- **Exercise**:
Quote the listing below in its entirety, omitting every image.
--- Stored data ---
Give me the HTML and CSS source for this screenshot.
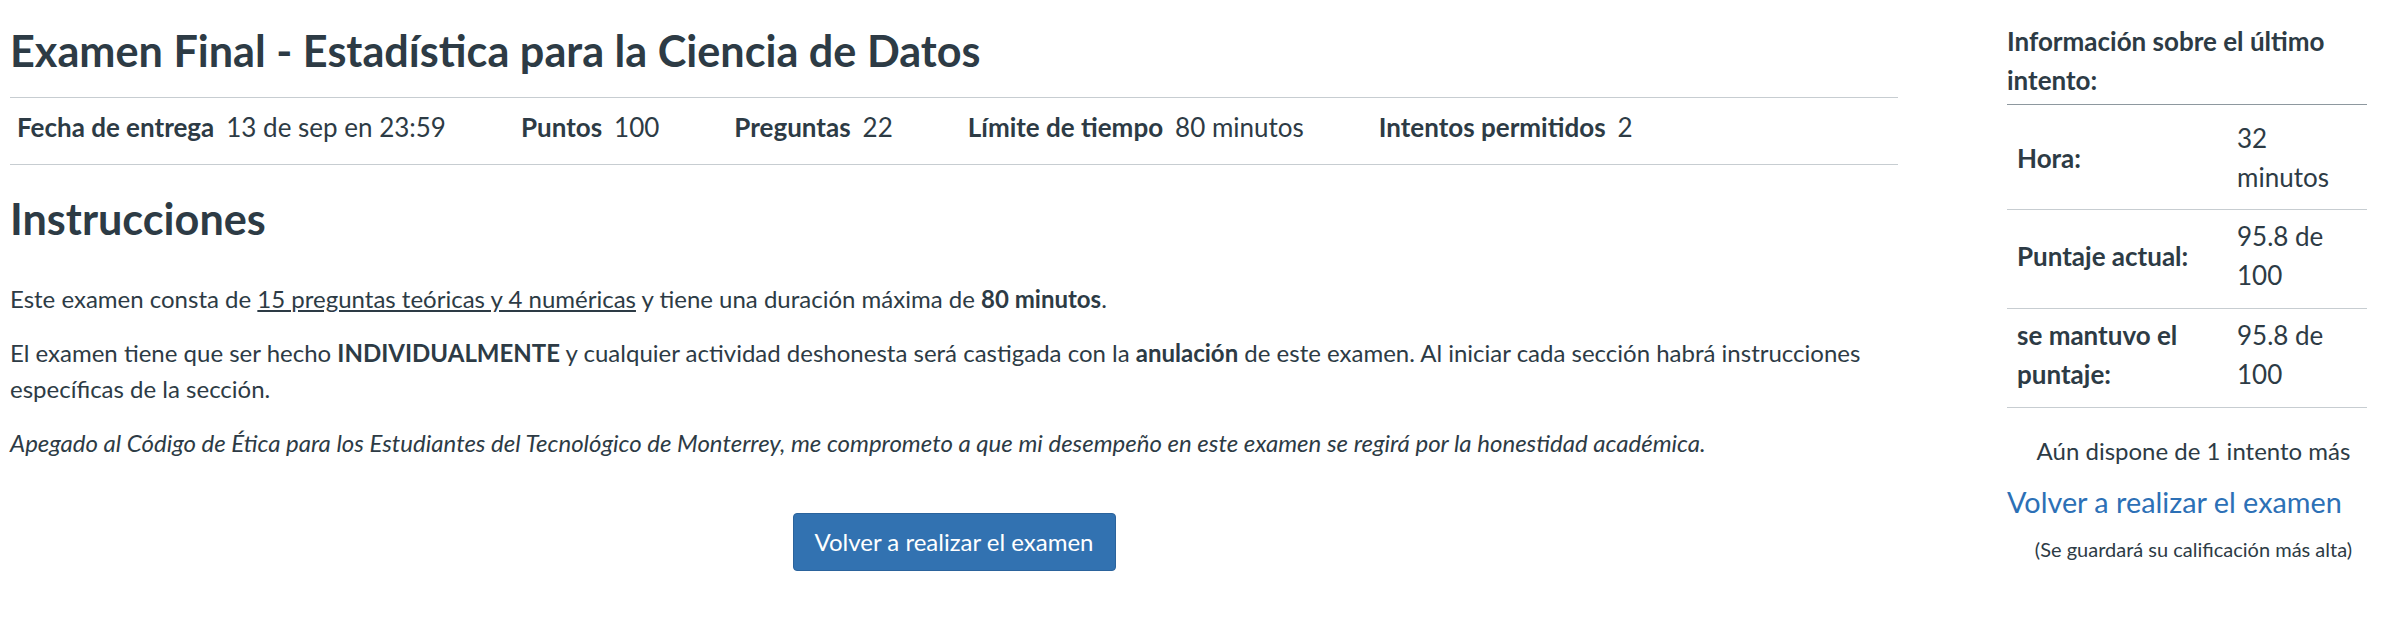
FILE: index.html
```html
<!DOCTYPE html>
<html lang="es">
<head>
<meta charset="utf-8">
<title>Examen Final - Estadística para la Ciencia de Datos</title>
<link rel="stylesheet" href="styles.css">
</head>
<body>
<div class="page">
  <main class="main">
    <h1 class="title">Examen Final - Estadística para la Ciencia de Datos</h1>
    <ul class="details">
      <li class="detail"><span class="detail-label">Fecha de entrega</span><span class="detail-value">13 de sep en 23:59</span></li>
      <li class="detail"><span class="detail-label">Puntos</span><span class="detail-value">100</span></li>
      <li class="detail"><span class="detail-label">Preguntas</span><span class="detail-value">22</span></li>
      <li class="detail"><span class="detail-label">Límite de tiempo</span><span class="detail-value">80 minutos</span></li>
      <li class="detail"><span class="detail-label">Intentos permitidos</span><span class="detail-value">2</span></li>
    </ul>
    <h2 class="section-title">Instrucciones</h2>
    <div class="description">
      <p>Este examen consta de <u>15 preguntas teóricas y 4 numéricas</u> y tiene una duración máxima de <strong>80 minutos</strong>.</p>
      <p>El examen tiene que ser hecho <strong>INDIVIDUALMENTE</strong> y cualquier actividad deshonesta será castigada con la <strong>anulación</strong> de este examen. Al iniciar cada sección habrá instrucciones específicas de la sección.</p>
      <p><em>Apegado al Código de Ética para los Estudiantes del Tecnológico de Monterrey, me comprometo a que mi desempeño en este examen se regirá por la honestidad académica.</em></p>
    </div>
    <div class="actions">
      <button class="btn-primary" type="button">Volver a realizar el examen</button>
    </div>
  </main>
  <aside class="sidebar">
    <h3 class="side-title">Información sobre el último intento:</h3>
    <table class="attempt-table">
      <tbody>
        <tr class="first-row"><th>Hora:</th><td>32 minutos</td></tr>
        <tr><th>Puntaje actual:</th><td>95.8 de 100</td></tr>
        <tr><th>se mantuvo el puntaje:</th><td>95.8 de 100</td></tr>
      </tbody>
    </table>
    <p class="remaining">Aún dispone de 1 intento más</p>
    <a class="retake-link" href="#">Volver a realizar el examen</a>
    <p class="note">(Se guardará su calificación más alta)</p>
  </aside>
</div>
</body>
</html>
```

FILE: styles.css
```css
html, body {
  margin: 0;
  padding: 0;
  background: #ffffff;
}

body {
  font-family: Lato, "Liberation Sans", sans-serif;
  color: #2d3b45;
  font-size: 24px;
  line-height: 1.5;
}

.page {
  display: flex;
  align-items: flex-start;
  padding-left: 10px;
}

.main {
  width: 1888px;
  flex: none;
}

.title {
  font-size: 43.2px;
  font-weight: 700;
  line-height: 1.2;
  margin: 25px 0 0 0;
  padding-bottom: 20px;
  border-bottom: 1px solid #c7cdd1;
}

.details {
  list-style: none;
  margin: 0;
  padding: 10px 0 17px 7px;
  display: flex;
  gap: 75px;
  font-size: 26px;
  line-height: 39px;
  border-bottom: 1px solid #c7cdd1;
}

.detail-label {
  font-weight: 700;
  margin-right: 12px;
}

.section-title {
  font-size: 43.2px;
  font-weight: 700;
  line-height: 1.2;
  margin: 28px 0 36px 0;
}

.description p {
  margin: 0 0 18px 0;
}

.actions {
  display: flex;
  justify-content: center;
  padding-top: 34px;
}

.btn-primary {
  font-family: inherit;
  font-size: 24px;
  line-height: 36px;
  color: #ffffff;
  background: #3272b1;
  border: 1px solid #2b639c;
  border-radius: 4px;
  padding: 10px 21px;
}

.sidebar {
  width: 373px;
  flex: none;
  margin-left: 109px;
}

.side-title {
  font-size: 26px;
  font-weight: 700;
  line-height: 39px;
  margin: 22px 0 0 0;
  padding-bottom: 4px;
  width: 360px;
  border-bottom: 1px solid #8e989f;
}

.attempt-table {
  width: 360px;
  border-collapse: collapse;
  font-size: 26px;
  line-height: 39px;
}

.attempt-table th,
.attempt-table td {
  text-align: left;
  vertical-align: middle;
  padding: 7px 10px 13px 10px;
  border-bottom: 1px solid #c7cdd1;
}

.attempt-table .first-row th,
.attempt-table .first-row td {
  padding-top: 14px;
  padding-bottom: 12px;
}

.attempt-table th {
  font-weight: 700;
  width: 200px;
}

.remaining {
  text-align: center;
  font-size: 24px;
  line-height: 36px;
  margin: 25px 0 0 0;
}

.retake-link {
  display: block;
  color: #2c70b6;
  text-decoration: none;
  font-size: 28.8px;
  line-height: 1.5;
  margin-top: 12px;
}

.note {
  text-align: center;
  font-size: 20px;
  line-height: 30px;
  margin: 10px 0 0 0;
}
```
---
- **Response to this exercise**:
Give me the HTML and CSS source for this screenshot.
FILE: index.html
```html
<!DOCTYPE html>
<html lang="es">
<head>
<meta charset="utf-8">
<title>Examen Final - Estadística para la Ciencia de Datos</title>
<link rel="stylesheet" href="styles.css">
</head>
<body>
<div class="page">
  <main class="main">
    <h1 class="title">Examen Final - Estadística para la Ciencia de Datos</h1>
    <ul class="details">
      <li class="detail"><span class="detail-label">Fecha de entrega</span><span class="detail-value">13 de sep en 23:59</span></li>
      <li class="detail"><span class="detail-label">Puntos</span><span class="detail-value">100</span></li>
      <li class="detail"><span class="detail-label">Preguntas</span><span class="detail-value">22</span></li>
      <li class="detail"><span class="detail-label">Límite de tiempo</span><span class="detail-value">80 minutos</span></li>
      <li class="detail"><span class="detail-label">Intentos permitidos</span><span class="detail-value">2</span></li>
    </ul>
    <h2 class="section-title">Instrucciones</h2>
    <div class="description">
      <p>Este examen consta de <u>15 preguntas teóricas y 4 numéricas</u> y tiene una duración máxima de <strong>80 minutos</strong>.</p>
      <p>El examen tiene que ser hecho <strong>INDIVIDUALMENTE</strong> y cualquier actividad deshonesta será castigada con la <strong>anulación</strong> de este examen. Al iniciar cada sección habrá instrucciones específicas de la sección.</p>
      <p><em>Apegado al Código de Ética para los Estudiantes del Tecnológico de Monterrey, me comprometo a que mi desempeño en este examen se regirá por la honestidad académica.</em></p>
    </div>
    <div class="actions">
      <button class="btn-primary" type="button">Volver a realizar el examen</button>
    </div>
  </main>
  <aside class="sidebar">
    <h3 class="side-title">Información sobre el último intento:</h3>
    <table class="attempt-table">
      <tbody>
        <tr class="first-row"><th>Hora:</th><td>32 minutos</td></tr>
        <tr><th>Puntaje actual:</th><td>95.8 de 100</td></tr>
        <tr><th>se mantuvo el puntaje:</th><td>95.8 de 100</td></tr>
      </tbody>
    </table>
    <p class="remaining">Aún dispone de 1 intento más</p>
    <a class="retake-link" href="#">Volver a realizar el examen</a>
    <p class="note">(Se guardará su calificación más alta)</p>
  </aside>
</div>
</body>
</html>
```

FILE: styles.css
```css
html, body {
  margin: 0;
  padding: 0;
  background: #ffffff;
}

body {
  font-family: Lato, "Liberation Sans", sans-serif;
  color: #2d3b45;
  font-size: 24px;
  line-height: 1.5;
}

.page {
  display: flex;
  align-items: flex-start;
  padding-left: 10px;
}

.main {
  width: 1888px;
  flex: none;
}

.title {
  font-size: 43.2px;
  font-weight: 700;
  line-height: 1.2;
  margin: 25px 0 0 0;
  padding-bottom: 20px;
  border-bottom: 1px solid #c7cdd1;
}

.details {
  list-style: none;
  margin: 0;
  padding: 10px 0 17px 7px;
  display: flex;
  gap: 75px;
  font-size: 26px;
  line-height: 39px;
  border-bottom: 1px solid #c7cdd1;
}

.detail-label {
  font-weight: 700;
  margin-right: 12px;
}

.section-title {
  font-size: 43.2px;
  font-weight: 700;
  line-height: 1.2;
  margin: 28px 0 36px 0;
}

.description p {
  margin: 0 0 18px 0;
}

.actions {
  display: flex;
  justify-content: center;
  padding-top: 34px;
}

.btn-primary {
  font-family: inherit;
  font-size: 24px;
  line-height: 36px;
  color: #ffffff;
  background: #3272b1;
  border: 1px solid #2b639c;
  border-radius: 4px;
  padding: 10px 21px;
}

.sidebar {
  width: 373px;
  flex: none;
  margin-left: 109px;
}

.side-title {
  font-size: 26px;
  font-weight: 700;
  line-height: 39px;
  margin: 22px 0 0 0;
  padding-bottom: 4px;
  width: 360px;
  border-bottom: 1px solid #8e989f;
}

.attempt-table {
  width: 360px;
  border-collapse: collapse;
  font-size: 26px;
  line-height: 39px;
}

.attempt-table th,
.attempt-table td {
  text-align: left;
  vertical-align: middle;
  padding: 7px 10px 13px 10px;
  border-bottom: 1px solid #c7cdd1;
}

.attempt-table .first-row th,
.attempt-table .first-row td {
  padding-top: 14px;
  padding-bottom: 12px;
}

.attempt-table th {
  font-weight: 700;
  width: 200px;
}

.remaining {
  text-align: center;
  font-size: 24px;
  line-height: 36px;
  margin: 25px 0 0 0;
}

.retake-link {
  display: block;
  color: #2c70b6;
  text-decoration: none;
  font-size: 28.8px;
  line-height: 1.5;
  margin-top: 12px;
}

.note {
  text-align: center;
  font-size: 20px;
  line-height: 30px;
  margin: 10px 0 0 0;
}
```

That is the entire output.